Both discuss how changes in laws have provided companies with more market power and have protected monopolies and oligopolies. Baker has more of a focus on upper-class professionals, such as doctors, dentists, and lawyers. Baker especially emphasizes how they are protected from international competition. So called free trade treaties, like the North America Free Trade Agreement (NAFTA) are selective in who they subject to the rigors of international competition.

Both discuss corporate governance and the impact on the pay of Corporate Executive Officers (CEOs) and top managers. CEO pay went from 20 times averages wages in the 1960s to over 250 times average wage nowadays. In general, CEO pay is set by a committee appointed by the board of directors who, in turn, are appointed by the CEO. Stockholders have little say, even after the Dodd-Frank bill gives stockholders the right to have an up-or-down non-binding vote on pay packages. Baker extends his critique of CEO pay to heads of foundations and to university presidents, for example.

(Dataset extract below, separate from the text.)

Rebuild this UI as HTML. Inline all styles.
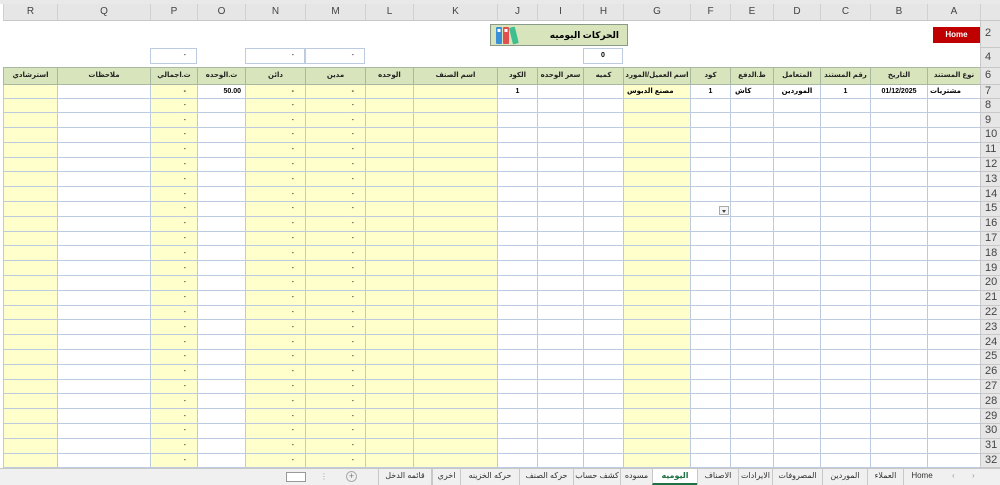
<!DOCTYPE html>
<html><head><meta charset="utf-8"><style>
*{box-sizing:border-box;margin:0;padding:0}
body{width:1000px;height:485px;overflow:hidden;background:#fff;font-family:"Liberation Sans","DejaVu Sans",sans-serif;position:relative}
.top{position:absolute;left:0;top:0;width:1000px;height:4px;background:#e9e9e9}
table{position:absolute;left:3px;top:4px;border-collapse:collapse;table-layout:fixed;direction:rtl;width:997px}
td,th{padding:0;overflow:hidden;white-space:nowrap;font-size:7px;line-height:1}
thead th{height:16px;background:#e6e6e6;color:#444;font-weight:normal;font-size:10px;border-left:1px solid #d0d0d0;border-bottom:1px solid #c8c8c8}
th.rh{background:#e6e6e6;color:#444;font-weight:normal;font-size:11px;text-align:left;padding-left:4px;border-bottom:1px solid #c8c8c8;border-left:1px solid #c8c8c8}
tbody td{border:1px solid #bccbe0}
tr.b td{border:none}
tr.r2{height:27px}tr.r4{height:20px}tr.r6{height:17px}tr.r7{height:14px}
tr.rr{height:14.8px}
tr.r6 td{background:#d8e4bc;font-weight:bold;text-align:center;color:#222;font-size:7px;border:1px solid #a9b8a0}
tr.r7 td{font-weight:bold}
.y{background:#ffffcc}
.d{text-align:right;padding-right:11px}
.c{text-align:center}
.box{position:absolute;height:16px;border:1px solid #bccbe0;background:#fff;font-size:7px;text-align:right;padding-right:10px;line-height:14px}
.home{position:absolute;left:933px;top:27px;width:47px;height:16px;background:#c00000;color:#fff;font-weight:bold;font-size:8px;text-align:center;line-height:16px}
.title{position:absolute;left:490px;top:24px;width:138px;height:22px;background:#d8e4bc;border:1px solid #8a9a88;font-weight:bold;font-size:9px;line-height:20px;text-align:right;padding-right:8px}
.tabs{position:absolute;left:0;top:468px;width:1000px;height:17px;background:#f0f0f0;border-top:1px solid #c8c8c8;font-size:8px;color:#333}
.tab{position:absolute;top:0;height:16px;line-height:14px;text-align:center;border-left:1px solid #c8c8c8}
.tab.a{background:#fff;color:#1e7145;font-weight:bold;border-bottom:2px solid #1e7145}
.dd{position:absolute;left:719px;top:206px;width:10px;height:9px;border:1px solid #aaa;background:#f4f4f4}
.dd:after{content:"";position:absolute;left:2px;top:3px;border-left:2.5px solid transparent;border-right:2.5px solid transparent;border-top:3px solid #444}
</style></head><body>
<div class="top"></div>
<table>
<colgroup><col style="width:20px"><col style="width:53px"><col style="width:57px"><col style="width:50px"><col style="width:47px"><col style="width:43px"><col style="width:40px"><col style="width:67px"><col style="width:40px"><col style="width:46px"><col style="width:40px"><col style="width:84px"><col style="width:48px"><col style="width:60px"><col style="width:60px"><col style="width:48px"><col style="width:47px"><col style="width:93px"><col style="width:54px"></colgroup>
<thead><tr><th></th><th>A</th><th>B</th><th>C</th><th>D</th><th>E</th><th>F</th><th>G</th><th>H</th><th>I</th><th>J</th><th>K</th><th>L</th><th>M</th><th>N</th><th>O</th><th>P</th><th>Q</th><th>R</th></tr></thead>
<tbody>
<tr class="b r2"><th class="rh">2</th><td></td><td></td><td></td><td></td><td></td><td></td><td></td><td></td><td></td><td></td><td></td><td></td><td></td><td></td><td></td><td></td><td></td><td></td></tr>
<tr class="b r4"><th class="rh">4</th><td></td><td></td><td></td><td></td><td></td><td></td><td></td><td></td><td></td><td></td><td></td><td></td><td></td><td></td><td></td><td></td><td></td><td></td></tr>
<tr class="r6"><th class="rh">6</th><td>نوع المستند</td><td>التاريخ</td><td>رقم المستند</td><td>المتعامل</td><td>ط.الدفع</td><td>كود</td><td>اسم العميل/المورد</td><td>كميه</td><td>سعر الوحده</td><td>الكود</td><td>اسم الصنف</td><td>الوحده</td><td>مدين</td><td>دائن</td><td>ث.الوحده</td><td>ث.اجمالي</td><td>ملاحظات</td><td>استرشادي</td></tr>
<tr class="r7"><th class="rh">7</th><td style="text-align:left;padding-left:2px">مشتريات</td><td class="c">01/12/2025</td><td class="c">1</td><td class="c">الموردين</td><td style="text-align:left;padding-left:4px">كاش</td><td class="c">1</td><td class="y" style="text-align:left;padding-left:3px">مصنع الدبوس</td><td></td><td></td><td class="c">1</td><td class="y"></td><td class="y"></td><td class="y d">-</td><td class="y d">-</td><td style="text-align:right;padding-right:4px">50.00</td><td class="y d">-</td><td></td><td class="y"></td></tr>
<tr class="rr"><th class="rh">8</th><td></td><td></td><td></td><td></td><td></td><td></td><td class="y"></td><td></td><td></td><td></td><td class="y"></td><td class="y"></td><td class="y d">-</td><td class="y d">-</td><td></td><td class="y d">-</td><td></td><td class="y"></td></tr>
<tr class="rr"><th class="rh">9</th><td></td><td></td><td></td><td></td><td></td><td></td><td class="y"></td><td></td><td></td><td></td><td class="y"></td><td class="y"></td><td class="y d">-</td><td class="y d">-</td><td></td><td class="y d">-</td><td></td><td class="y"></td></tr>
<tr class="rr"><th class="rh">10</th><td></td><td></td><td></td><td></td><td></td><td></td><td class="y"></td><td></td><td></td><td></td><td class="y"></td><td class="y"></td><td class="y d">-</td><td class="y d">-</td><td></td><td class="y d">-</td><td></td><td class="y"></td></tr>
<tr class="rr"><th class="rh">11</th><td></td><td></td><td></td><td></td><td></td><td></td><td class="y"></td><td></td><td></td><td></td><td class="y"></td><td class="y"></td><td class="y d">-</td><td class="y d">-</td><td></td><td class="y d">-</td><td></td><td class="y"></td></tr>
<tr class="rr"><th class="rh">12</th><td></td><td></td><td></td><td></td><td></td><td></td><td class="y"></td><td></td><td></td><td></td><td class="y"></td><td class="y"></td><td class="y d">-</td><td class="y d">-</td><td></td><td class="y d">-</td><td></td><td class="y"></td></tr>
<tr class="rr"><th class="rh">13</th><td></td><td></td><td></td><td></td><td></td><td></td><td class="y"></td><td></td><td></td><td></td><td class="y"></td><td class="y"></td><td class="y d">-</td><td class="y d">-</td><td></td><td class="y d">-</td><td></td><td class="y"></td></tr>
<tr class="rr"><th class="rh">14</th><td></td><td></td><td></td><td></td><td></td><td></td><td class="y"></td><td></td><td></td><td></td><td class="y"></td><td class="y"></td><td class="y d">-</td><td class="y d">-</td><td></td><td class="y d">-</td><td></td><td class="y"></td></tr>
<tr class="rr"><th class="rh">15</th><td></td><td></td><td></td><td></td><td></td><td></td><td class="y"></td><td></td><td></td><td></td><td class="y"></td><td class="y"></td><td class="y d">-</td><td class="y d">-</td><td></td><td class="y d">-</td><td></td><td class="y"></td></tr>
<tr class="rr"><th class="rh">16</th><td></td><td></td><td></td><td></td><td></td><td></td><td class="y"></td><td></td><td></td><td></td><td class="y"></td><td class="y"></td><td class="y d">-</td><td class="y d">-</td><td></td><td class="y d">-</td><td></td><td class="y"></td></tr>
<tr class="rr"><th class="rh">17</th><td></td><td></td><td></td><td></td><td></td><td></td><td class="y"></td><td></td><td></td><td></td><td class="y"></td><td class="y"></td><td class="y d">-</td><td class="y d">-</td><td></td><td class="y d">-</td><td></td><td class="y"></td></tr>
<tr class="rr"><th class="rh">18</th><td></td><td></td><td></td><td></td><td></td><td></td><td class="y"></td><td></td><td></td><td></td><td class="y"></td><td class="y"></td><td class="y d">-</td><td class="y d">-</td><td></td><td class="y d">-</td><td></td><td class="y"></td></tr>
<tr class="rr"><th class="rh">19</th><td></td><td></td><td></td><td></td><td></td><td></td><td class="y"></td><td></td><td></td><td></td><td class="y"></td><td class="y"></td><td class="y d">-</td><td class="y d">-</td><td></td><td class="y d">-</td><td></td><td class="y"></td></tr>
<tr class="rr"><th class="rh">20</th><td></td><td></td><td></td><td></td><td></td><td></td><td class="y"></td><td></td><td></td><td></td><td class="y"></td><td class="y"></td><td class="y d">-</td><td class="y d">-</td><td></td><td class="y d">-</td><td></td><td class="y"></td></tr>
<tr class="rr"><th class="rh">21</th><td></td><td></td><td></td><td></td><td></td><td></td><td class="y"></td><td></td><td></td><td></td><td class="y"></td><td class="y"></td><td class="y d">-</td><td class="y d">-</td><td></td><td class="y d">-</td><td></td><td class="y"></td></tr>
<tr class="rr"><th class="rh">22</th><td></td><td></td><td></td><td></td><td></td><td></td><td class="y"></td><td></td><td></td><td></td><td class="y"></td><td class="y"></td><td class="y d">-</td><td class="y d">-</td><td></td><td class="y d">-</td><td></td><td class="y"></td></tr>
<tr class="rr"><th class="rh">23</th><td></td><td></td><td></td><td></td><td></td><td></td><td class="y"></td><td></td><td></td><td></td><td class="y"></td><td class="y"></td><td class="y d">-</td><td class="y d">-</td><td></td><td class="y d">-</td><td></td><td class="y"></td></tr>
<tr class="rr"><th class="rh">24</th><td></td><td></td><td></td><td></td><td></td><td></td><td class="y"></td><td></td><td></td><td></td><td class="y"></td><td class="y"></td><td class="y d">-</td><td class="y d">-</td><td></td><td class="y d">-</td><td></td><td class="y"></td></tr>
<tr class="rr"><th class="rh">25</th><td></td><td></td><td></td><td></td><td></td><td></td><td class="y"></td><td></td><td></td><td></td><td class="y"></td><td class="y"></td><td class="y d">-</td><td class="y d">-</td><td></td><td class="y d">-</td><td></td><td class="y"></td></tr>
<tr class="rr"><th class="rh">26</th><td></td><td></td><td></td><td></td><td></td><td></td><td class="y"></td><td></td><td></td><td></td><td class="y"></td><td class="y"></td><td class="y d">-</td><td class="y d">-</td><td></td><td class="y d">-</td><td></td><td class="y"></td></tr>
<tr class="rr"><th class="rh">27</th><td></td><td></td><td></td><td></td><td></td><td></td><td class="y"></td><td></td><td></td><td></td><td class="y"></td><td class="y"></td><td class="y d">-</td><td class="y d">-</td><td></td><td class="y d">-</td><td></td><td class="y"></td></tr>
<tr class="rr"><th class="rh">28</th><td></td><td></td><td></td><td></td><td></td><td></td><td class="y"></td><td></td><td></td><td></td><td class="y"></td><td class="y"></td><td class="y d">-</td><td class="y d">-</td><td></td><td class="y d">-</td><td></td><td class="y"></td></tr>
<tr class="rr"><th class="rh">29</th><td></td><td></td><td></td><td></td><td></td><td></td><td class="y"></td><td></td><td></td><td></td><td class="y"></td><td class="y"></td><td class="y d">-</td><td class="y d">-</td><td></td><td class="y d">-</td><td></td><td class="y"></td></tr>
<tr class="rr"><th class="rh">30</th><td></td><td></td><td></td><td></td><td></td><td></td><td class="y"></td><td></td><td></td><td></td><td class="y"></td><td class="y"></td><td class="y d">-</td><td class="y d">-</td><td></td><td class="y d">-</td><td></td><td class="y"></td></tr>
<tr class="rr"><th class="rh">31</th><td></td><td></td><td></td><td></td><td></td><td></td><td class="y"></td><td></td><td></td><td></td><td class="y"></td><td class="y"></td><td class="y d">-</td><td class="y d">-</td><td></td><td class="y d">-</td><td></td><td class="y"></td></tr>
<tr class="rr"><th class="rh">32</th><td></td><td></td><td></td><td></td><td></td><td></td><td class="y"></td><td></td><td></td><td></td><td class="y"></td><td class="y"></td><td class="y d">-</td><td class="y d">-</td><td></td><td class="y d">-</td><td></td><td class="y"></td></tr>
</tbody></table>

<div class="home">Home</div>
<div class="title">الحركات اليوميه
<svg style="position:absolute;left:3px;top:1px" width="28" height="19" viewBox="0 0 28 19">
<rect x="2" y="1" width="6" height="17" rx="1" fill="#3b8fd6"/><rect x="3.5" y="3" width="3" height="3" fill="#fff"/>
<rect x="9" y="1" width="6" height="17" rx="1" fill="#e05050"/><rect x="10.5" y="3" width="3" height="3" fill="#fff"/>
<rect x="17" y="1" width="6" height="17" rx="1" fill="#3fbf8f" transform="rotate(-14 20 10)"/>
</svg></div>

<div class="box" style="left:150px;top:48px;width:47px">-</div>
<div class="box" style="left:245px;top:48px;width:60px">-</div>
<div class="box" style="left:305px;top:48px;width:60px">-</div>
<div class="box" style="left:583px;top:48px;width:40px;text-align:center;padding:0;font-weight:bold">0</div>
<div class="dd"></div>

<div class="tabs">
<div class="tab" style="left:903px;width:37px">Home</div>
<div class="tab" style="left:867px;width:36px">العملاء</div>
<div class="tab" style="left:822px;width:45px">الموردين</div>
<div class="tab" style="left:772px;width:50px">المصروفات</div>
<div class="tab" style="left:738px;width:34px">الايرادات</div>
<div class="tab" style="left:697px;width:41px">الاصناف</div>
<div class="tab a" style="left:652px;width:45px">اليوميه</div>
<div class="tab" style="left:620px;width:32px">مسوده</div>
<div class="tab" style="left:573px;width:47px">كشف حساب</div>
<div class="tab" style="left:519px;width:54px">حركه الصنف</div>
<div class="tab" style="left:460px;width:59px">حركه الخزينه</div>
<div class="tab" style="left:432px;width:28px">اخري</div>
<div class="tab" style="left:378px;width:54px;border-right:1px solid #c8c8c8">قائمه الدخل</div>
<div style="position:absolute;left:346px;top:2px;width:11px;height:11px;border:1px solid #aaa;border-radius:50%;font-size:9px;line-height:9px;text-align:center;color:#777">+</div>
<div style="position:absolute;left:320px;top:3px;color:#999;font-size:8px">⋮</div>
<div style="position:absolute;left:286px;top:3px;width:20px;height:10px;border:1px solid #999;background:#fff"></div>
<div style="position:absolute;left:952px;top:2px;color:#999;font-size:8px">‹</div>
<div style="position:absolute;left:972px;top:2px;color:#999;font-size:8px">›</div>
</div>
</body></html>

Reich writes more about contracts, bankruptcy, and enforcement. Baker, on the other hand, writes more about the macroeconomic setting. For example, the Federal Reserve is overly focused on the threat of inflation and not so much on unemployment. I know something of the importance of macroeconomic policy from James Galbraith, who has been writing on this theme for a long time. Baker follows his chapter on macroeconomics with a chapter on the financial sector.

I find Baker more analytical and less polemical than Reich. Baker adopts an interesting trope for putting in context large numbers. He frequently converts dollar flows into multiples of the yearly cost of welfare, that is, the yearly outlay on the Supplemental Nutrition Assistance Program (SNAP). He doesn't always carry through this conversion. I suppose a comparison of doctors' incomes among specialities is only one illustration of health care costs and may not require this contextualization.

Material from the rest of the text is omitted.